RESPONSE: Attention and Integrity
Dear Executive,
For today s leaders developing strong business relationships with colleagues via virtual means - primarily telephone - is a new challenge, but key to success.
Listening skills and effective questioning are even more important than in person-to-person meetings where body language and your attentive presence can go far to build trust and a strong relationship. Here are my suggestions for building trust in a virtual business conversation:
- Be On Time: In a virtual relationship it is especially important to show respect for the other person s schedule by being punctual.
- Connect Personally: Having time for a brief personal chat is always nice, however not mandatory. Be sure your interest is genuine
- Are you planning a vacation?
- How is your family?
- Confirm the Agenda: To begin a conversation agree/confirm what you will be speaking about and how much time you have allotted to speak.
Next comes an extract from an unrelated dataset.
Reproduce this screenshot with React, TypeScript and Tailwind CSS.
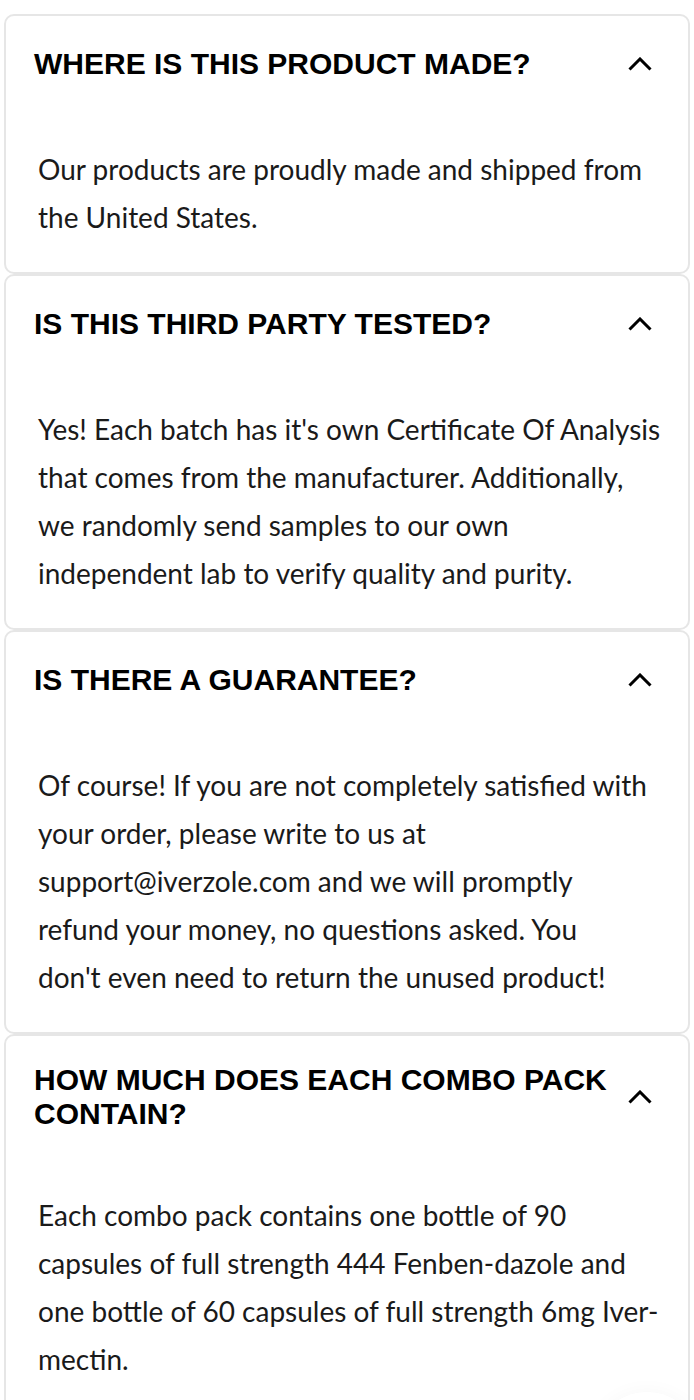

- Listen Fully: This can be hard for high performance leaders because they are bright and want to "jump in" to show they got it. Listen fully to all they have to say, even if you get it immediately.
- Ask Good Questions: Don t assume you understand.
- Complete Attention: Give the person your full attention...this means no multi-tasking while talking. So no IM, email, phone calls, or other interruptions. Do not use the mute function on your phone even if you are present - people don t feel connected to you.
- Focus On Them: Don t draw the conversation back to yourself ("I", "me", "my"). Allow the other person s issues, needs, thoughts and feelings to be the focus.
- Use Their Name: When speaking address the person by using their name when appropriate and natural.
- Integrity: Of course, if any information you are discussing is confidential - keep it confidential. Never gossip.
- Recap: Confirm what you heard. Agree to next steps including who owns what and by when. Say what you ll do and do what you say.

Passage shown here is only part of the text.